АБСОЛЮТНОЕ ОТРИЦАНИЕ
Исторически первым последовательным наступлением был штурм, предпринятый маркизом де Садом, который сконструировал боевую машину из собранных воедино аргументов вольнодумства вплоть до аббата Мелье и Вольтера.[63] Его отрицание приняло, разумеется, самые крайние формы. Из бунта Сад выводит только абсолютное 'нет'. Что говорить, двадцать семь лет тюрьмы не способствуют примирительному складу ума. Столь долгое заключение воспитывает лакеев или убийц, а в некоторых случаях и того и другого в одном человеке.
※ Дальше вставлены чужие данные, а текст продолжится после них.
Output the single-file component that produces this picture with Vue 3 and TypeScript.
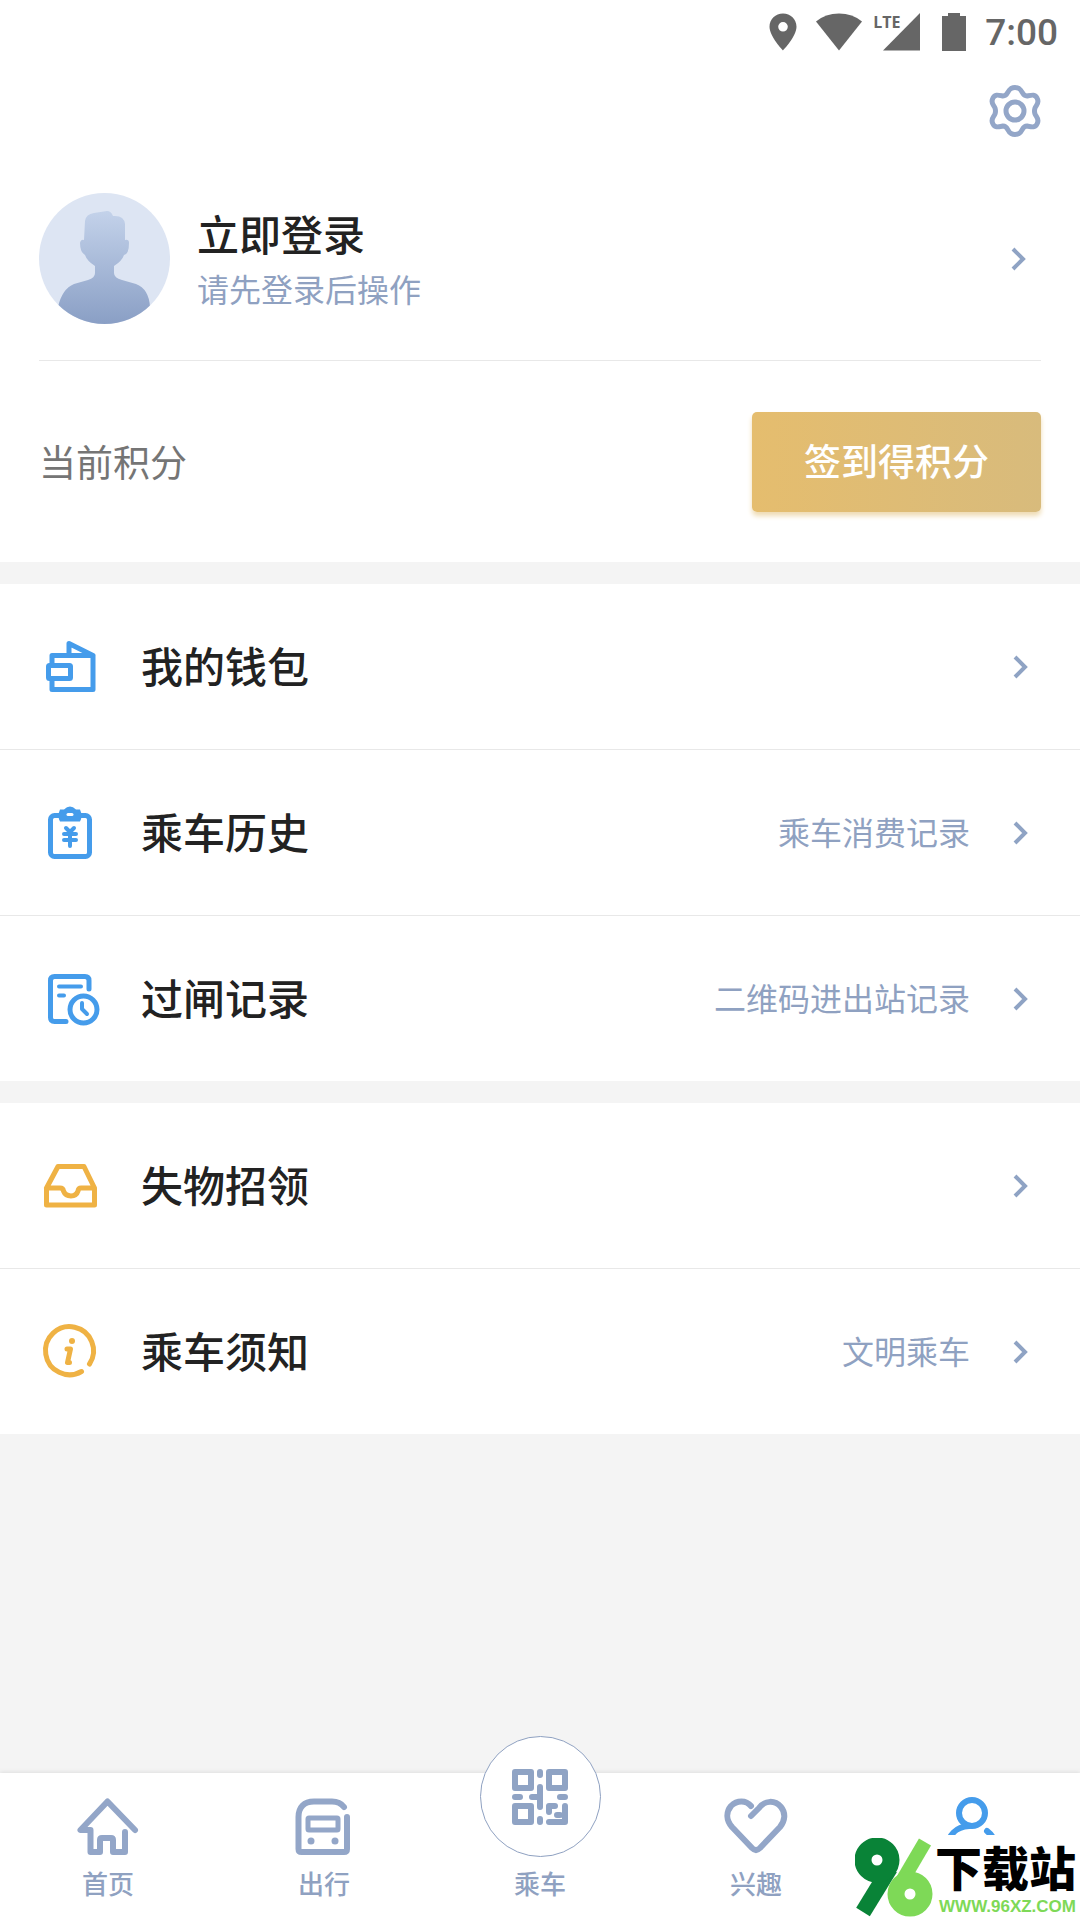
<script setup lang="ts">
interface MenuRow {
  icon: 'wallet' | 'history' | 'gate' | 'lost' | 'notice'
  title: string
  note?: string
}

const groups: MenuRow[][] = [
  [
    { icon: 'wallet', title: '我的钱包' },
    { icon: 'history', title: '乘车历史', note: '乘车消费记录' },
    { icon: 'gate', title: '过闸记录', note: '二维码进出站记录' },
  ],
  [
    { icon: 'lost', title: '失物招领' },
    { icon: 'notice', title: '乘车须知', note: '文明乘车' },
  ],
]
</script>

<template>
  <div class="app">
    <header class="status">
      <svg width="28" height="38" viewBox="0 0 28 38" aria-hidden="true">
        <path fill="#666" fill-rule="evenodd" d="M14 0.5C6.500.5.5 6.300.5 13.800.5 23.500 14 37.500 14 37.500S27.500 23.500 27.500 13.800C27.500 6.300 21.500.5 14 .5zM14 9a4.800 4.800 0 1 1 0 9.600a4.800 4.800 0 0 1 0-9.600z" />
      </svg>
      <svg class="wifi" width="46" height="38" viewBox="0 0 46 38" aria-hidden="true">
        <path fill="#666" d="M0 8.500Q9.500.5 23 .5T46 8.500L23 37.500z" />
      </svg>
      <span class="signal">
        <span class="lte">LTE</span>
        <svg width="38" height="38" viewBox="0 0 38 38" aria-hidden="true"><path fill="#666" d="M38 0V37.500H1z" /></svg>
      </span>
      <svg class="battery" width="24" height="38" viewBox="0 0 24 38" aria-hidden="true">
        <path fill="#666" d="M6 0H18V3H24V38H0V3H6z" />
      </svg>
      <span class="time">7:00</span>
    </header>

    <main class="content">
      <section class="profile">
        <div class="tools">
          <button class="plain" type="button" aria-label="设置">
            <svg width="54" height="54" viewBox="0 0 54 54" fill="none" stroke="#93a6c8" stroke-width="5" stroke-linejoin="round">
              <path d="M24 4.500Q28 2.500 32 4.500C36 7 35 12 40 12C45 11 48 10 50 14C53 19 49 21 48 24Q47 27 48 30C49 33 53 35 50 40C48 44 45 43 40 42C35 42 36 47 32 49.500Q28 51.500 24 49.500C20 47 21 42 16 42C11 43 8 44 6 40C3 35 7 33 8 30Q9 27 8 24C7 21 3 19 6 14C8 10 11 11 16 12C21 12 20 7 24 4.500z" />
              <circle cx="28" cy="27" r="9" />
            </svg>
          </button>
        </div>
        <button class="plain login" type="button">
          <svg class="avatar" width="131" height="131" viewBox="0 0 131 131" aria-hidden="true">
            <defs>
              <linearGradient id="body" x1="0" y1="0" x2="0" y2="1">
                <stop offset="0" stop-color="#c3d2ea" />
                <stop offset="1" stop-color="#8a9fc5" />
              </linearGradient>
              <clipPath id="round"><circle cx="65.500" cy="65.500" r="65.500" /></clipPath>
            </defs>
            <circle cx="65.500" cy="65.500" r="65.500" fill="#dde5f3" />
            <path clip-path="url(#round)" fill="url(#body)" d="M46 28Q47 21 55 20L68 18Q72 18 74 23Q85 22 86 31V47Q90 46 90 50Q90 61 85 62Q83 68 75 73V80Q75 85 83 87L97 91Q110 96 111 114V131H19V114Q23 96 35 91L49 87Q56 85 56 80V73Q48 68 46 62Q41 59 41 50Q42 46 45 47z" />
          </svg>
          <span class="who">
            <span class="title">立即登录</span>
            <span class="note">请先登录后操作</span>
          </span>
          <svg class="chevron" width="16" height="24" viewBox="0 0 16 24" aria-hidden="true"><path d="M2 2L12 12L2 22" /></svg>
        </button>
        <div class="points">
          <span class="points-label">当前积分</span>
          <button class="sign" type="button">签到得积分</button>
        </div>
      </section>

      <nav v-for="(group, g) in groups" :key="g" class="group" aria-label="服务">
        <a v-for="row in group" :key="row.title" class="row" href="#">
          <svg class="row-icon" width="56" height="56" viewBox="0 0 56 56" aria-hidden="true">
            <g v-if="row.icon === 'wallet'" class="blue">
              <path d="M11 26V16.500H52V50.500H11V40M28 15V4.500L52 16.500" />
              <rect x="7.500" y="26.500" width="22" height="13" rx="1" />
            </g>
            <g v-else-if="row.icon === 'history'" class="blue">
              <rect x="9.500" y="10.500" width="39" height="41" rx="4" />
              <path class="fill-blue" d="M19 4.500H23Q29-1.500 35 4.500H39Q42 11 39 16.500H19Q16 11 19 4.500z" stroke="none" />
              <path d="M27 9.500H31" stroke="#fff" stroke-width="3" />
              <path d="M25 23L29 27L33 23M23 29H35M23 35H35M29 28V41" stroke-width="4" />
            </g>
            <g v-else-if="row.icon === 'gate'" class="blue">
              <path d="M48 18V9.500Q48 5.500 44 5.500H13.500Q9.500 5.500 9.500 9.500V46.500Q9.500 50.500 13.500 50.500H25" />
              <path d="M18 15.500H40M18 24.500H23" stroke-width="4" />
              <circle cx="42.500" cy="38.500" r="13.500" />
              <path d="M41 32V38L46 43" stroke-width="4" />
            </g>
            <g v-else-if="row.icon === 'lost'" class="gold">
              <path d="M5.500 30L17 8.500H43L53.500 30V47H5.500V30H19Q22 30 22.500 33C25 39.500 35 39.500 37 33Q37.500 30 40 30H53.500" />
            </g>
            <g v-else class="gold">
              <path d="M40.500 47.500A24 24 0 1 1 48.500 40" />
              <circle cx="31" cy="17" r="3" fill="#efb244" stroke="none" />
              <path d="M26 25H29.500L26.500 38.500H28.500" />
            </g>
          </svg>
          <span class="title">{{ row.title }}</span>
          <span v-if="row.note" class="note">{{ row.note }}</span>
          <svg class="chevron" width="16" height="24" viewBox="0 0 16 24" aria-hidden="true"><path d="M2 2L12 12L2 22" /></svg>
        </a>
      </nav>
    </main>

    <nav class="tabs" aria-label="主导航">
      <a class="tab" href="#">
        <svg width="64" height="60" viewBox="0 0 64 60" aria-hidden="true">
          <path d="M59 33L31.500 4.500L4.500 33H14.500V55H24V43Q24 41 26 41H35Q37 41 37 43V55H49V35" />
        </svg>
        <span>首页</span>
      </a>
      <a class="tab" href="#">
        <svg width="64" height="60" viewBox="0 0 64 60" aria-hidden="true">
          <path d="M52 10C49 6 45 4.500 40 4.500H22C12 4.500 6.500 10 6.500 20V52Q6.500 55 9.500 55H52Q55 55 55 52V20" />
          <rect x="16" y="21" width="30" height="12" rx="1" stroke-width="5" />
          <g fill="#93a6c8" stroke="none"><circle cx="19" cy="44" r="3.500" /><circle cx="43" cy="44" r="3.500" /></g>
        </svg>
        <span>出行</span>
      </a>
      <a class="tab" href="#">
        <span class="scan">
          <svg width="56" height="56" viewBox="0 0 56 56" aria-hidden="true">
            <g class="finder">
              <rect x="3" y="3" width="16" height="16" />
              <rect x="37" y="3" width="16" height="16" />
              <rect x="3" y="37" width="16" height="16" />
              <path d="M28 3V6M28 18V38M28 50V53M3 28H8M20 28H28M48 28H53M37 43V37H43M53 37V53H37M45 46H48" />
            </g>
          </svg>
        </span>
        <span>乘车</span>
      </a>
      <a class="tab" href="#">
        <svg width="64" height="60" viewBox="0 0 64 60" aria-hidden="true">
          <path d="M27 19L35 11C41 3 51 3 57 10C62 16 61 24 56 30L36 51Q32 55 28 51L8 30C2 23 2 15 7 9C13 3 22 3 27 9" />
        </svg>
        <span>兴趣</span>
      </a>
      <a class="tab current" href="#" aria-label="我的">
        <svg width="64" height="60" viewBox="0 0 64 60" aria-hidden="true">
          <circle cx="32" cy="18" r="13" />
          <path d="M7 53C8 40 16 32 29 31M47 36Q55 42 57 53" />
        </svg>
      </a>
    </nav>

    <aside class="mark">
      <svg width="80" height="80" viewBox="0 0 80 80" role="img" aria-label="96">
        <path d="M35 30L8 74" stroke="#098337" stroke-width="16" />
        <circle cx="22" cy="22" r="14" fill="none" stroke="#098337" stroke-width="17" />
        <path d="M70 4L43 50" stroke="#7ed957" stroke-width="14" />
        <circle cx="55" cy="56" r="14" fill="none" stroke="#7ed957" stroke-width="17" />
      </svg>
      <div class="mark-text">
        <strong>下载站</strong>
        <span>WWW.96XZ.COM</span>
      </div>
    </aside>
  </div>
</template>

<style>
body {
  background: #f4f4f4;
}
</style>

<style scoped>
.app {
  position: relative;
  display: flex;
  flex-direction: column;
  min-height: 100vh;
  background: #f4f4f4;
  font-family: "Noto Sans CJK SC", sans-serif;
}
.status {
  display: flex;
  align-items: center;
  justify-content: flex-end;
  height: 64px;
  padding-right: 22px;
  background: #fff;
  color: #666;
  font-family: Roboto, sans-serif;
}
.wifi {
  margin-left: 19px;
}
.signal {
  position: relative;
  display: flex;
  margin-left: 20px;
}
.lte {
  position: absolute;
  left: -9px;
  top: -3px;
  font-family: "Liberation Sans Narrow", "Open Sans", sans-serif;
  font-size: 16px;
  font-weight: 700;
  line-height: 24px;
}
.battery {
  margin-left: 22px;
}
.time {
  margin-left: 19px;
  padding-top: 2px;
  font-size: 37px;
  font-weight: 500;
  line-height: 62px;
}
.content {
  display: flex;
  flex: 1;
  flex-direction: column;
  gap: 22px;
}
.profile {
  padding: 0 39px;
  background: #fff;
}
.plain {
  padding: 0;
  border: 0;
  background: none;
  font-family: inherit;
  text-align: left;
}
.tools {
  display: flex;
  justify-content: flex-end;
  padding-top: 20px;
}
.tools svg {
  display: block;
}
.login {
  display: flex;
  align-items: center;
  width: 100%;
  padding: 55px 14px 36px 0;
  border-bottom: 1px solid #e8e8e8;
}
.who {
  display: flex;
  flex: 1;
  flex-direction: column;
  gap: 4px;
  margin-left: 27px;
}
.title,
.note,
.points-label {
  padding-bottom: 3px;
}
.title {
  color: #222;
  font-size: 42px;
  font-weight: 500;
  line-height: 54px;
}
.note {
  color: #8fa1c1;
  font-size: 32px;
  font-weight: 400;
  line-height: 42px;
}
.chevron {
  flex: none;
  fill: none;
  stroke: #8fa3c4;
  stroke-width: 4;
}
.points {
  display: flex;
  align-items: center;
  justify-content: space-between;
  padding: 51px 0 50px;
}
.points-label {
  color: #757575;
  font-size: 37px;
  font-weight: 400;
}
.sign {
  width: 289px;
  height: 100px;
  padding: 0 0 4px;
  border: 0;
  border-radius: 5px;
  background: linear-gradient(90deg, #e5bd6e, #d8bb7c);
  box-shadow: 0 4px 5px #efdcb4;
  color: #fff;
  font-family: inherit;
  font-size: 37px;
  font-weight: 500;
}
.group {
  background: #fff;
}
.row {
  display: flex;
  align-items: center;
  height: 165px;
  padding: 0 51px 0 41px;
  text-decoration: none;
}
.row + .row {
  border-top: 1px solid #e8e8e8;
}
.row-icon {
  flex: none;
  margin-right: 44px;
  overflow: visible;
}
.row .title {
  flex: 1;
}
.row .chevron {
  margin-left: 43px;
}
.row-icon g {
  fill: none;
  stroke-width: 5;
  stroke-linecap: round;
  stroke-linejoin: round;
}
.blue {
  stroke: #459ceb;
}
.row-icon .fill-blue {
  fill: #459ceb;
}
.gold {
  stroke: #efb244;
}
.tabs {
  display: flex;
  height: 147px;
  background: #fff;
  box-shadow: 0 -1px 4px #dedede;
}
.tab {
  display: flex;
  flex: 1;
  flex-direction: column;
  align-items: center;
  justify-content: flex-end;
  gap: 8px;
  padding-bottom: 19px;
  color: #8fa1c1;
  font-size: 26px;
  font-weight: 500;
  line-height: 36px;
  text-decoration: none;
}
.tab > svg {
  fill: none;
  stroke: #93a6c8;
  stroke-width: 6;
  stroke-linecap: round;
  stroke-linejoin: round;
}
.tab.current {
  justify-content: flex-start;
  padding: 22px 0 0;
}
.tab.current > svg {
  stroke: #459ceb;
}
.scan {
  display: flex;
  flex: none;
  align-items: center;
  justify-content: center;
  box-sizing: border-box;
  width: 121px;
  height: 121px;
  border: 1px solid #8fa1c1;
  border-radius: 50%;
  background: #fff;
}
.finder {
  fill: none;
  stroke: #8fa3c4;
  stroke-width: 6;
  stroke-linecap: round;
  stroke-linejoin: round;
}
.mark {
  position: absolute;
  right: 0;
  bottom: 0;
  display: flex;
  align-items: flex-start;
  box-sizing: border-box;
  height: 85px;
  padding-right: 4px;
  background: #fff;
}
.mark svg {
  margin-top: 3px;
}
.mark-text {
  display: flex;
  flex-direction: column;
  align-items: flex-end;
  color: #7ed957;
  font-family: "Liberation Sans", sans-serif;
  font-size: 17px;
  font-weight: 700;
  line-height: 20px;
}
.mark-text strong {
  color: #000;
  font-family: "Noto Sans CJK SC", sans-serif;
  font-size: 47px;
  font-weight: 900;
  line-height: 62px;
}
</style>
Если душа настолько крепка, что способна и на каторге выработать отнюдь не рабскую мораль, то это будет, как правило, мораль господства. Любая этика одиночества предполагает силу. В этом смысле Сад являет собой яркий образец: на жестокость общества по отношению к нему он ответил такой же неколебимой жестокостью Вопреки восторженным возгласам и непомерным восхвалениям наших современников, писатель он второразрядный. Сегодня его всячески восхваляют, но по мотивам, не имеющим с литературой ничего общего.
В его лице чтят философа в оковах и первого теоретика абсолютного бунта. Он и на самом деле мог быть таковым В тюремных стенах мечте нет предела, реальность не мешает ей парить. Ум, закованный в кандалы, насколько утрачивает в ясности, настолько выигрывает в страстности. Сад знал только одну логику — логику чувств. Он не основал новой философской системы, а только предавался чудовищной мечте гонимого человека Оказалось, однако, что мечта эта — пророческая. Яростное требование свободы завело Сада в царство рабства; его безмерная жажда жизни, ныне недоступной, от одного приступа ярости к другому утолялась мечтаниями о вселенском разрушении. По крайней мере в этом Сад — наш современник. Последуем за ним через ряд его отрицаний.